— DATASET RECORDS —
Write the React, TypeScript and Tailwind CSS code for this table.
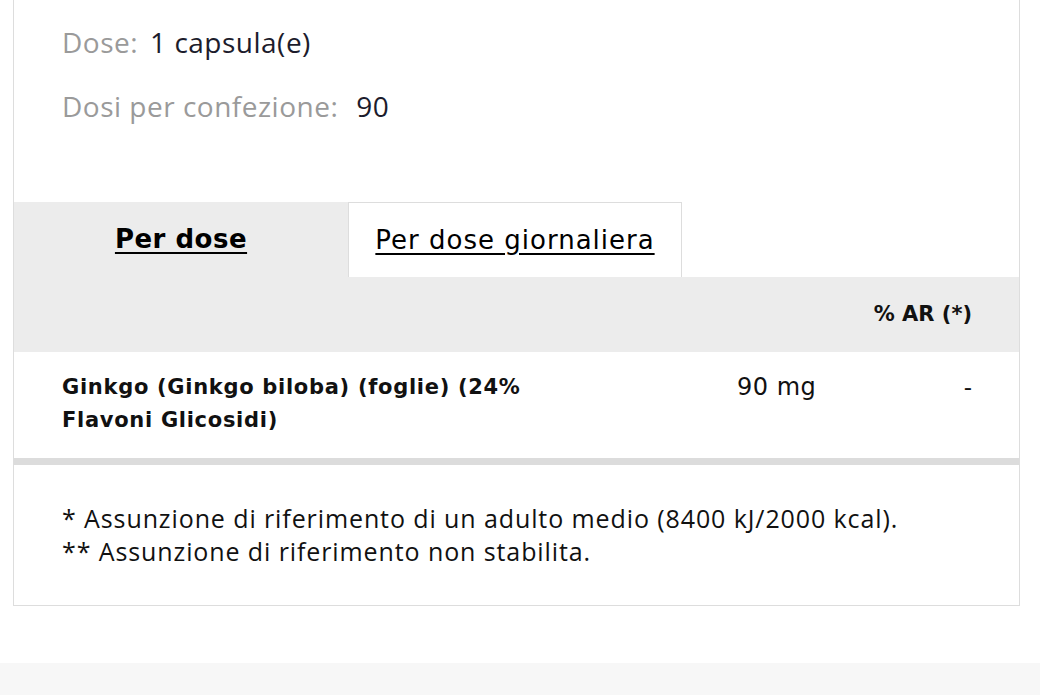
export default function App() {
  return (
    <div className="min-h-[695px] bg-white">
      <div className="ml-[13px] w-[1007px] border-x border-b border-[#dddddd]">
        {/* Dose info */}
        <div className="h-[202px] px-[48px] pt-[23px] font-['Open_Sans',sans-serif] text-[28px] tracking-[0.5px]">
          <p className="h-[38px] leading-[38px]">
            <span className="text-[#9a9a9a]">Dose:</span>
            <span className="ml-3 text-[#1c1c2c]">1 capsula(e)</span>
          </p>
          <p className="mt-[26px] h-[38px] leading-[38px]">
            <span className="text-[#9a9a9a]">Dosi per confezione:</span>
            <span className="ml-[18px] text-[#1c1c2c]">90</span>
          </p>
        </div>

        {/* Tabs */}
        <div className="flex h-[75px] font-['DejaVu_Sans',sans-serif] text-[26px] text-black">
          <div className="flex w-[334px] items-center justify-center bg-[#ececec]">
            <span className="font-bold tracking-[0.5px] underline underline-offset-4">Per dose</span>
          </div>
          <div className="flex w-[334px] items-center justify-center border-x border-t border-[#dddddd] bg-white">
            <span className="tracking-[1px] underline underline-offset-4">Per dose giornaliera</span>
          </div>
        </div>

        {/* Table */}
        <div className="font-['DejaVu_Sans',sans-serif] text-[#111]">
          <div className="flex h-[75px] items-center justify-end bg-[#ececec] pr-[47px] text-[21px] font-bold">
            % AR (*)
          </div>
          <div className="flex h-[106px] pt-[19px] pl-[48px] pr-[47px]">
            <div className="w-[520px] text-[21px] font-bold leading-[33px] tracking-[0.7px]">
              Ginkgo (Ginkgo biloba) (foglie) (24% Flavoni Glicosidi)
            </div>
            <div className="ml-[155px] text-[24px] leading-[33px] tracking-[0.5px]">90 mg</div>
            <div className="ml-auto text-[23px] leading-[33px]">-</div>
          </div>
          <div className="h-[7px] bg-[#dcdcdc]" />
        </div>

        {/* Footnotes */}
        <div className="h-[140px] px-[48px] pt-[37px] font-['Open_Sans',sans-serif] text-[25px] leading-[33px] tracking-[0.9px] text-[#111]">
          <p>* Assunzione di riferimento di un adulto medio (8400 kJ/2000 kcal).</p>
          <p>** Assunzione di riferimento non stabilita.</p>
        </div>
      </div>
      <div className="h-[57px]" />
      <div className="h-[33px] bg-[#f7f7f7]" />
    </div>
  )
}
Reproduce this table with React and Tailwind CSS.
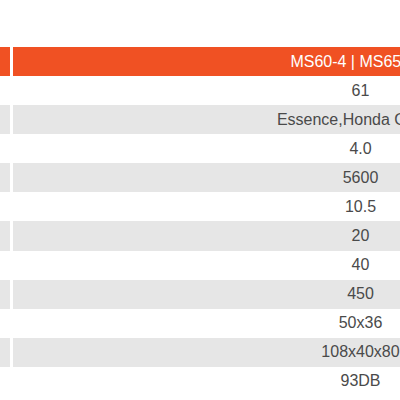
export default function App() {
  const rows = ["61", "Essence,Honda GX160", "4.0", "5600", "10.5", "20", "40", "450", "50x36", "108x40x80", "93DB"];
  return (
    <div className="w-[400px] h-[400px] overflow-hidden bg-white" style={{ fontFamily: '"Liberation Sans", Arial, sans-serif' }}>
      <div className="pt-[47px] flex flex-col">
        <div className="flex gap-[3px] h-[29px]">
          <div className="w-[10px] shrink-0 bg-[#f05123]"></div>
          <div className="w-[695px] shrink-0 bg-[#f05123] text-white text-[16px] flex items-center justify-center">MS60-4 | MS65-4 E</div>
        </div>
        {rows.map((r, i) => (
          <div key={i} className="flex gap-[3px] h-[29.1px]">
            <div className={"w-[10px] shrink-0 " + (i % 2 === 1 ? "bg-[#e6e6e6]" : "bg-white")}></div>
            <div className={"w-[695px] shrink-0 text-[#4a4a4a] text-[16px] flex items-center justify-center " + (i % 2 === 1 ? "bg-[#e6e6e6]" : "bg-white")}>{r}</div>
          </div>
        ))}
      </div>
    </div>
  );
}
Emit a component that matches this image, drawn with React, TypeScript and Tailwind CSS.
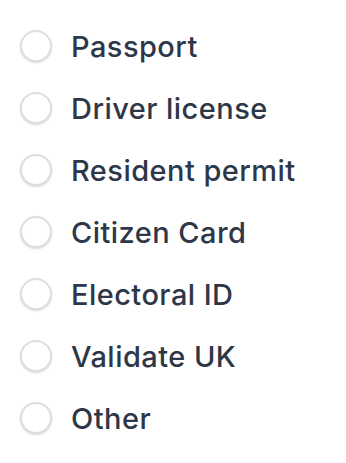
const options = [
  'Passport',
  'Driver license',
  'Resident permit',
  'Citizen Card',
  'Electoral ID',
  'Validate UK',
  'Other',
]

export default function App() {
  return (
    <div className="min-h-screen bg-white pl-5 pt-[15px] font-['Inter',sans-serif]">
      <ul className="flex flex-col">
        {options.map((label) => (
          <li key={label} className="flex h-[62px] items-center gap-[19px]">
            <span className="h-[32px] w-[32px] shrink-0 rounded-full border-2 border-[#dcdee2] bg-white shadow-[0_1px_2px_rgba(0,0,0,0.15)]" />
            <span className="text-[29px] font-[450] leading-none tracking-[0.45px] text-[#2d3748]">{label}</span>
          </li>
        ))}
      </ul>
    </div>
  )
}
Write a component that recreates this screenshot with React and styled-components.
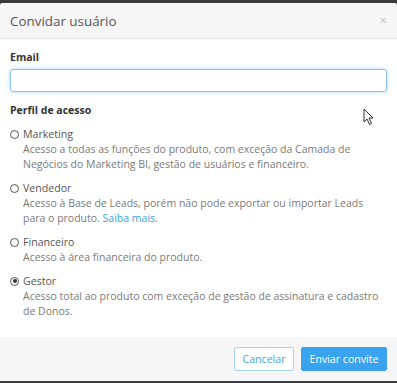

— GOAL OF THE EXERCISE —
Reproduce each entry precisely, dropping only the pictures.

— TASK SOLUTION —
Write the React, TypeScript and Tailwind CSS code for this table.
export default function App() {
  return (
    <div className="min-h-[695px] bg-white">
      <div className="ml-[13px] w-[1007px] border-x border-b border-[#dddddd]">
        {/* Dose info */}
        <div className="h-[202px] px-[48px] pt-[23px] font-['Open_Sans',sans-serif] text-[28px] tracking-[0.5px]">
          <p className="h-[38px] leading-[38px]">
            <span className="text-[#9a9a9a]">Dose:</span>
            <span className="ml-3 text-[#1c1c2c]">1 capsula(e)</span>
          </p>
          <p className="mt-[26px] h-[38px] leading-[38px]">
            <span className="text-[#9a9a9a]">Dosi per confezione:</span>
            <span className="ml-[18px] text-[#1c1c2c]">90</span>
          </p>
        </div>

        {/* Tabs */}
        <div className="flex h-[75px] font-['DejaVu_Sans',sans-serif] text-[26px] text-black">
          <div className="flex w-[334px] items-center justify-center bg-[#ececec]">
            <span className="font-bold tracking-[0.5px] underline underline-offset-4">Per dose</span>
          </div>
          <div className="flex w-[334px] items-center justify-center border-x border-t border-[#dddddd] bg-white">
            <span className="tracking-[1px] underline underline-offset-4">Per dose giornaliera</span>
          </div>
        </div>

        {/* Table */}
        <div className="font-['DejaVu_Sans',sans-serif] text-[#111]">
          <div className="flex h-[75px] items-center justify-end bg-[#ececec] pr-[47px] text-[21px] font-bold">
            % AR (*)
          </div>
          <div className="flex h-[106px] pt-[19px] pl-[48px] pr-[47px]">
            <div className="w-[520px] text-[21px] font-bold leading-[33px] tracking-[0.7px]">
              Ginkgo (Ginkgo biloba) (foglie) (24% Flavoni Glicosidi)
            </div>
            <div className="ml-[155px] text-[24px] leading-[33px] tracking-[0.5px]">90 mg</div>
            <div className="ml-auto text-[23px] leading-[33px]">-</div>
          </div>
          <div className="h-[7px] bg-[#dcdcdc]" />
        </div>

        {/* Footnotes */}
        <div className="h-[140px] px-[48px] pt-[37px] font-['Open_Sans',sans-serif] text-[25px] leading-[33px] tracking-[0.9px] text-[#111]">
          <p>* Assunzione di riferimento di un adulto medio (8400 kJ/2000 kcal).</p>
          <p>** Assunzione di riferimento non stabilita.</p>
        </div>
      </div>
      <div className="h-[57px]" />
      <div className="h-[33px] bg-[#f7f7f7]" />
    </div>
  )
}
Reproduce this table with React and Tailwind CSS.
export default function App() {
  const rows = ["61", "Essence,Honda GX160", "4.0", "5600", "10.5", "20", "40", "450", "50x36", "108x40x80", "93DB"];
  return (
    <div className="w-[400px] h-[400px] overflow-hidden bg-white" style={{ fontFamily: '"Liberation Sans", Arial, sans-serif' }}>
      <div className="pt-[47px] flex flex-col">
        <div className="flex gap-[3px] h-[29px]">
          <div className="w-[10px] shrink-0 bg-[#f05123]"></div>
          <div className="w-[695px] shrink-0 bg-[#f05123] text-white text-[16px] flex items-center justify-center">MS60-4 | MS65-4 E</div>
        </div>
        {rows.map((r, i) => (
          <div key={i} className="flex gap-[3px] h-[29.1px]">
            <div className={"w-[10px] shrink-0 " + (i % 2 === 1 ? "bg-[#e6e6e6]" : "bg-white")}></div>
            <div className={"w-[695px] shrink-0 text-[#4a4a4a] text-[16px] flex items-center justify-center " + (i % 2 === 1 ? "bg-[#e6e6e6]" : "bg-white")}>{r}</div>
          </div>
        ))}
      </div>
    </div>
  );
}
Emit a component that matches this image, drawn with React, TypeScript and Tailwind CSS.
const options = [
  'Passport',
  'Driver license',
  'Resident permit',
  'Citizen Card',
  'Electoral ID',
  'Validate UK',
  'Other',
]

export default function App() {
  return (
    <div className="min-h-screen bg-white pl-5 pt-[15px] font-['Inter',sans-serif]">
      <ul className="flex flex-col">
        {options.map((label) => (
          <li key={label} className="flex h-[62px] items-center gap-[19px]">
            <span className="h-[32px] w-[32px] shrink-0 rounded-full border-2 border-[#dcdee2] bg-white shadow-[0_1px_2px_rgba(0,0,0,0.15)]" />
            <span className="text-[29px] font-[450] leading-none tracking-[0.45px] text-[#2d3748]">{label}</span>
          </li>
        ))}
      </ul>
    </div>
  )
}
Write a component that recreates this screenshot with React and styled-components.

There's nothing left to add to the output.